WHAT YOU HAVE TO DO: Write every line out verbatim and omit the pictures.

* * * * *

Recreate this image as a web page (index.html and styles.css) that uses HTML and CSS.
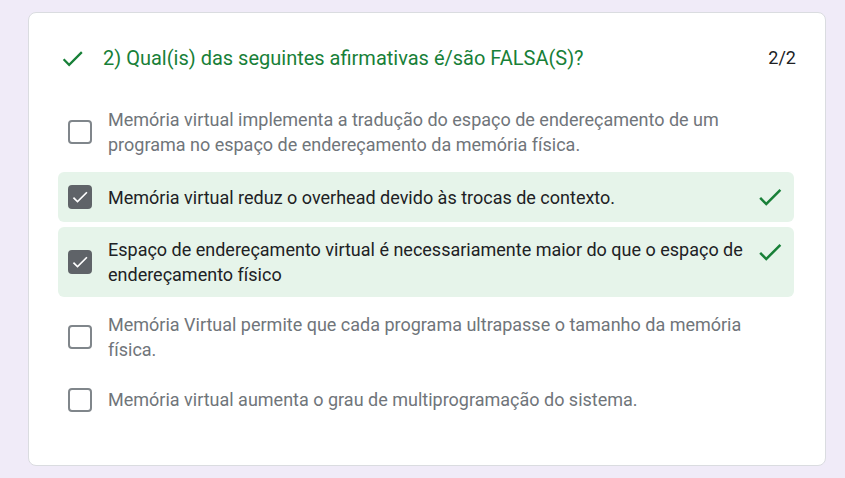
FILE: index.html
```html
<!DOCTYPE html>
<html lang="pt">
<head>
<meta charset="utf-8">
<link rel="stylesheet" href="styles.css">
</head>
<body>
<div class="card">
  <div class="header">
    <svg class="head-check" viewBox="0 0 24 24" width="27" height="27"><path d="M9 16.17L4.83 12l-1.42 1.41L9 19 21 7l-1.41-1.41z" fill="#188038"/></svg>
    <div class="title">2) Qual(is) das seguintes afirmativas é/são FALSA(S)?</div>
    <div class="score">2/2</div>
  </div>
  <div class="options">
    <div class="opt">
      <span class="box"></span>
      <span class="text">Memória virtual implementa a tradução do espaço de endereçamento de um programa no espaço de endereçamento da memória física.</span>
      <span class="mark"></span>
    </div>
    <div class="opt correct">
      <span class="box checked"><svg viewBox="0 0 24 24" width="20" height="20"><path d="M9 16.17L4.83 12l-1.42 1.41L9 19 21 7l-1.41-1.41z" fill="#fff"/></svg></span>
      <span class="text">Memória virtual reduz o overhead devido às trocas de contexto.</span>
      <span class="mark"><svg viewBox="0 0 24 24" width="30" height="30"><path d="M9 16.17L4.83 12l-1.42 1.41L9 19 21 7l-1.41-1.41z" fill="#188038"/></svg></span>
    </div>
    <div class="opt correct">
      <span class="box checked"><svg viewBox="0 0 24 24" width="20" height="20"><path d="M9 16.17L4.83 12l-1.42 1.41L9 19 21 7l-1.41-1.41z" fill="#fff"/></svg></span>
      <span class="text">Espaço de endereçamento virtual é necessariamente maior do que o espaço de endereçamento físico</span>
      <span class="mark"><svg viewBox="0 0 24 24" width="30" height="30"><path d="M9 16.17L4.83 12l-1.42 1.41L9 19 21 7l-1.41-1.41z" fill="#188038"/></svg></span>
    </div>
    <div class="opt">
      <span class="box"></span>
      <span class="text">Memória Virtual permite que cada programa ultrapasse o tamanho da memória física.</span>
      <span class="mark"></span>
    </div>
    <div class="opt">
      <span class="box"></span>
      <span class="text">Memória virtual aumenta o grau de multiprogramação do sistema.</span>
      <span class="mark"></span>
    </div>
  </div>
</div>
</body>
</html>
```

FILE: styles.css
```css
html, body {
  margin: 0;
  padding: 0;
}
body {
  background: #f0ebf8;
  font-family: Roboto, "Liberation Sans", sans-serif;
  padding: 12px 19px 11px 28px;
  height: 478px;
  box-sizing: border-box;
}
.card {
  background: #fff;
  border: 1px solid #dadce0;
  border-radius: 8px;
  height: 454px;
  box-sizing: border-box;
  padding: 31px 29px 0 29px;
}
.header {
  display: flex;
  align-items: center;
  height: 28px;
  padding-left: 1px;
}
.head-check {
  flex: none;
  margin-right: 17px;
}
.title {
  flex: 1;
  color: #188038;
  font-size: 20px;
  line-height: 26px;
}
.score {
  color: #202124;
  font-size: 18px;
  line-height: 24px;
}
.options {
  margin-top: 25px;
  margin-right: 2px;
  display: flex;
  flex-direction: column;
  gap: 5px;
}
.opt {
  display: flex;
  align-items: center;
  padding: 10px 9px 10px 10px;
  border-radius: 6px;
}
.opt.correct {
  background: #e6f4ea;
  min-height: 30px;
}
.box {
  flex: none;
  width: 24px;
  height: 24px;
  box-sizing: border-box;
  border: 2px solid #80868b;
  border-radius: 4px;
  margin-right: 16px;
  display: flex;
  align-items: center;
  justify-content: center;
}
.box.checked {
  background: #5f6368;
  border-color: #5f6368;
}
.text {
  flex: 1;
  font-size: 18px;
  line-height: 25px;
  color: #70757a;
}
.correct .text {
  color: #202124;
}
.mark {
  flex: none;
  align-self: flex-start;
  width: 30px;
  height: 25px;
  margin-left: 8px;
}
.correct .mark {
  height: 30px;
}
.mark svg {
  display: block;
}
```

* * * * *

SOLUTION FOR THIS PROBLEM:
Recreate this image as a web page (index.html and styles.css) that uses HTML and CSS.
FILE: index.html
```html
<!DOCTYPE html>
<html lang="pt">
<head>
<meta charset="utf-8">
<link rel="stylesheet" href="styles.css">
</head>
<body>
<div class="card">
  <div class="header">
    <svg class="head-check" viewBox="0 0 24 24" width="27" height="27"><path d="M9 16.17L4.83 12l-1.42 1.41L9 19 21 7l-1.41-1.41z" fill="#188038"/></svg>
    <div class="title">2) Qual(is) das seguintes afirmativas é/são FALSA(S)?</div>
    <div class="score">2/2</div>
  </div>
  <div class="options">
    <div class="opt">
      <span class="box"></span>
      <span class="text">Memória virtual implementa a tradução do espaço de endereçamento de um programa no espaço de endereçamento da memória física.</span>
      <span class="mark"></span>
    </div>
    <div class="opt correct">
      <span class="box checked"><svg viewBox="0 0 24 24" width="20" height="20"><path d="M9 16.17L4.83 12l-1.42 1.41L9 19 21 7l-1.41-1.41z" fill="#fff"/></svg></span>
      <span class="text">Memória virtual reduz o overhead devido às trocas de contexto.</span>
      <span class="mark"><svg viewBox="0 0 24 24" width="30" height="30"><path d="M9 16.17L4.83 12l-1.42 1.41L9 19 21 7l-1.41-1.41z" fill="#188038"/></svg></span>
    </div>
    <div class="opt correct">
      <span class="box checked"><svg viewBox="0 0 24 24" width="20" height="20"><path d="M9 16.17L4.83 12l-1.42 1.41L9 19 21 7l-1.41-1.41z" fill="#fff"/></svg></span>
      <span class="text">Espaço de endereçamento virtual é necessariamente maior do que o espaço de endereçamento físico</span>
      <span class="mark"><svg viewBox="0 0 24 24" width="30" height="30"><path d="M9 16.17L4.83 12l-1.42 1.41L9 19 21 7l-1.41-1.41z" fill="#188038"/></svg></span>
    </div>
    <div class="opt">
      <span class="box"></span>
      <span class="text">Memória Virtual permite que cada programa ultrapasse o tamanho da memória física.</span>
      <span class="mark"></span>
    </div>
    <div class="opt">
      <span class="box"></span>
      <span class="text">Memória virtual aumenta o grau de multiprogramação do sistema.</span>
      <span class="mark"></span>
    </div>
  </div>
</div>
</body>
</html>
```

FILE: styles.css
```css
html, body {
  margin: 0;
  padding: 0;
}
body {
  background: #f0ebf8;
  font-family: Roboto, "Liberation Sans", sans-serif;
  padding: 12px 19px 11px 28px;
  height: 478px;
  box-sizing: border-box;
}
.card {
  background: #fff;
  border: 1px solid #dadce0;
  border-radius: 8px;
  height: 454px;
  box-sizing: border-box;
  padding: 31px 29px 0 29px;
}
.header {
  display: flex;
  align-items: center;
  height: 28px;
  padding-left: 1px;
}
.head-check {
  flex: none;
  margin-right: 17px;
}
.title {
  flex: 1;
  color: #188038;
  font-size: 20px;
  line-height: 26px;
}
.score {
  color: #202124;
  font-size: 18px;
  line-height: 24px;
}
.options {
  margin-top: 25px;
  margin-right: 2px;
  display: flex;
  flex-direction: column;
  gap: 5px;
}
.opt {
  display: flex;
  align-items: center;
  padding: 10px 9px 10px 10px;
  border-radius: 6px;
}
.opt.correct {
  background: #e6f4ea;
  min-height: 30px;
}
.box {
  flex: none;
  width: 24px;
  height: 24px;
  box-sizing: border-box;
  border: 2px solid #80868b;
  border-radius: 4px;
  margin-right: 16px;
  display: flex;
  align-items: center;
  justify-content: center;
}
.box.checked {
  background: #5f6368;
  border-color: #5f6368;
}
.text {
  flex: 1;
  font-size: 18px;
  line-height: 25px;
  color: #70757a;
}
.correct .text {
  color: #202124;
}
.mark {
  flex: none;
  align-self: flex-start;
  width: 30px;
  height: 25px;
  margin-left: 8px;
}
.correct .mark {
  height: 30px;
}
.mark svg {
  display: block;
}
```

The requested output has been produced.